Whether this proves commercially viable or critically recognised or simply personally sustainable is unknowable. What's knowable is that Expanded Play documents a band demonstrating capabilities most of their peers don't possess. The 2026 album - if they make it, if they capture what they're doing live - could be the thing that forces people beyond their current audience to pay attention. Or it could be the thing they make and almost no one notices except the five hundred people who buy it, and in thirty years music nerds might trade stories about seeing them in small venues.
The precedents aren't encouraging. For every Parquet Courts there are fifty bands who made records just as good to audiences of two hundred people and then dissolved because sustaining a band whilst working full-time jobs and getting no meaningful external validation is genuinely difficult.
The girl I told you about who didn't want to be at that show in Chorlton, who got converted mid-set and bought the record - she made the right choice.
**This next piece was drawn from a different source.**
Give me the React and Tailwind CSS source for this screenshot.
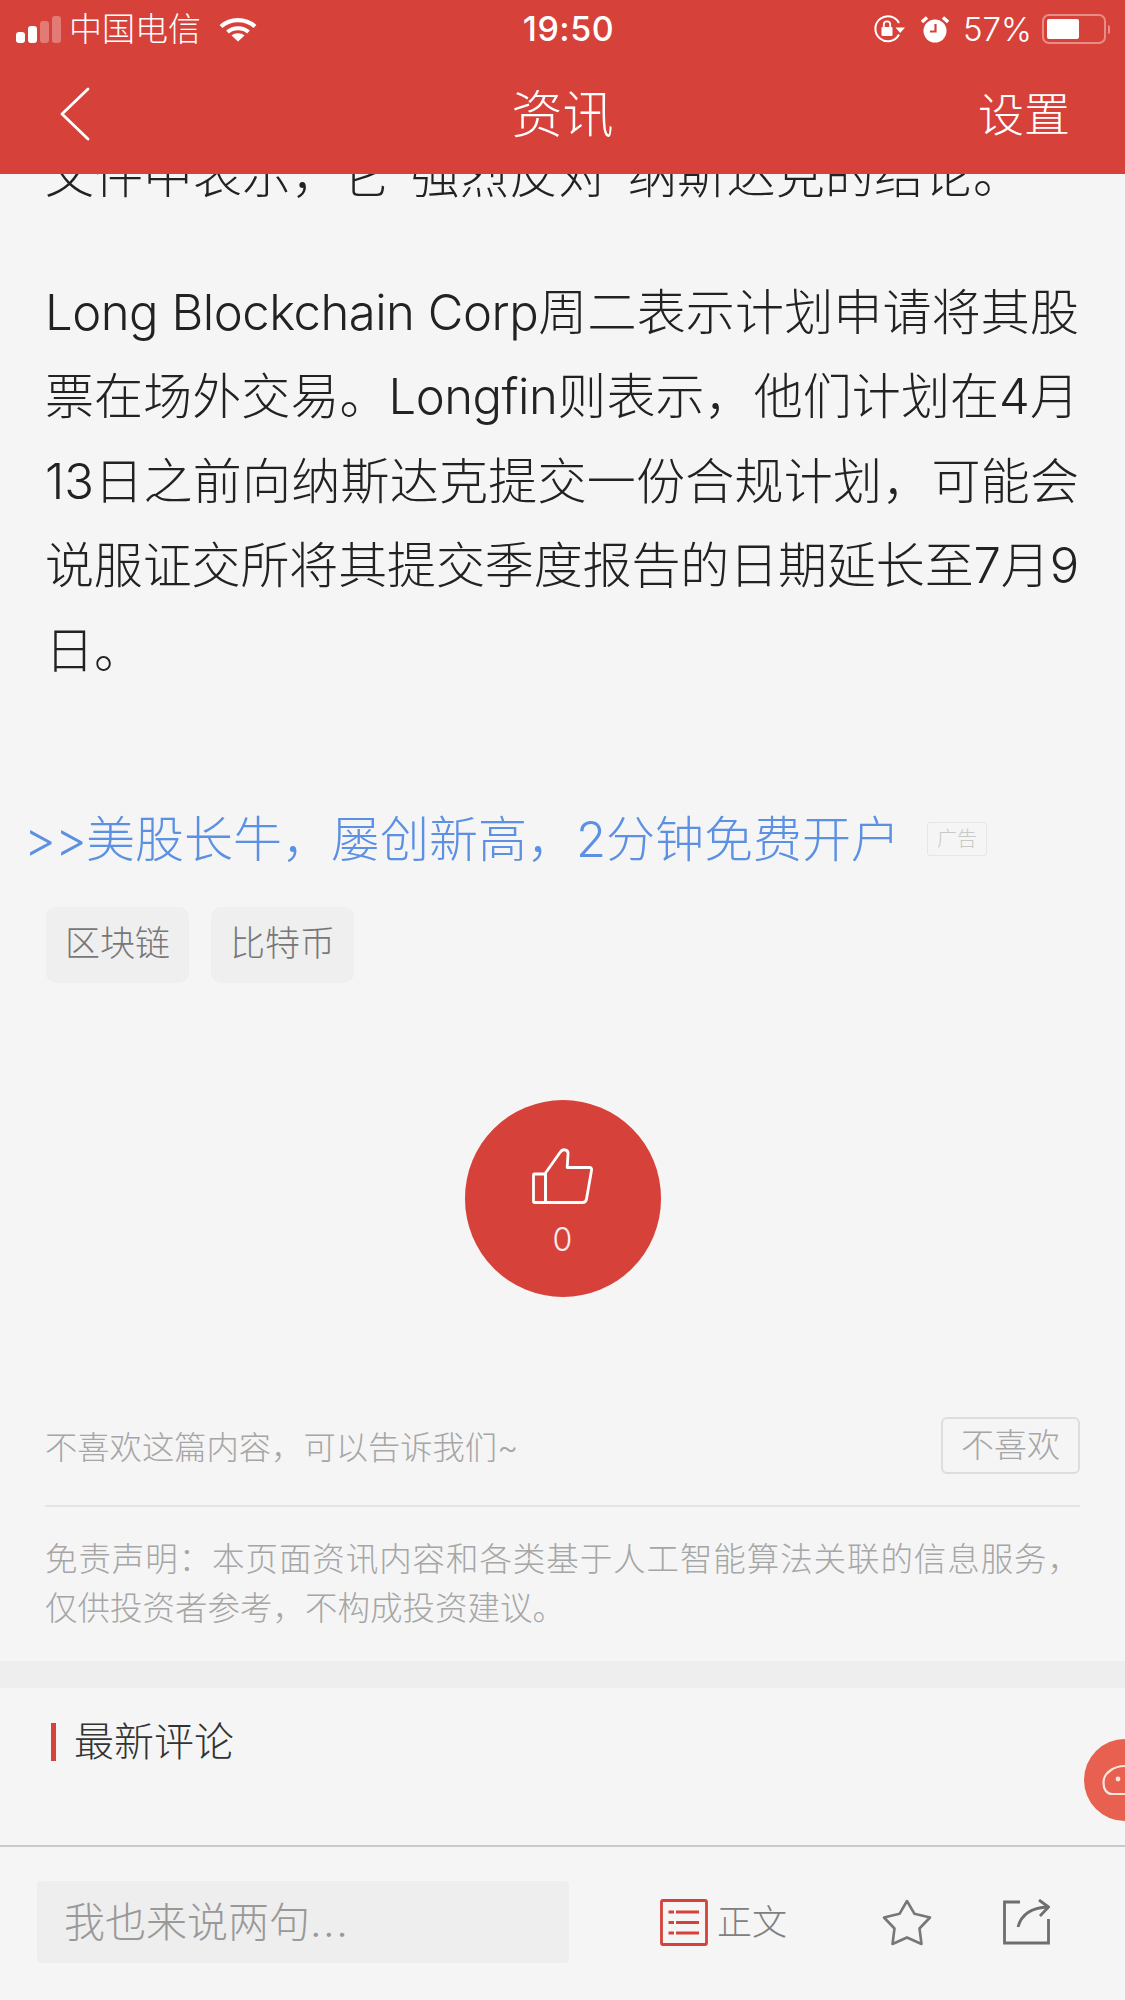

The eighty-eight people who own this record made the right choice. Whether the rest of you figure that out before the band runs out of money and energy is your problem, not theirs.
The hundred copies are gone. What happens next depends on variables that excellent musicianship can't control - train fares, studio availability, whether five people scattered across three cities still think it's worth it when the alternative is staying home and not spending money they don't have.
But here's what they've got that most bands don't: they actually like each other, they're making music they're proud of, and they've built an audience that buys vinyl at £25.99 without being cajoled into it. That's not nothing. The 2026 album is happening - they've written the songs, rehearsed them, booked the studio - they know what they're doing - and if they capture what they're doing live, it could be the thing that shifts the variables in their favour.
Based on the quality of what's in those grooves, you'd hope they keep going. Based on the fact that they've made it this far whilst scattered across three cities with day jobs and no meaningful external support, you'd be foolish to bet against them.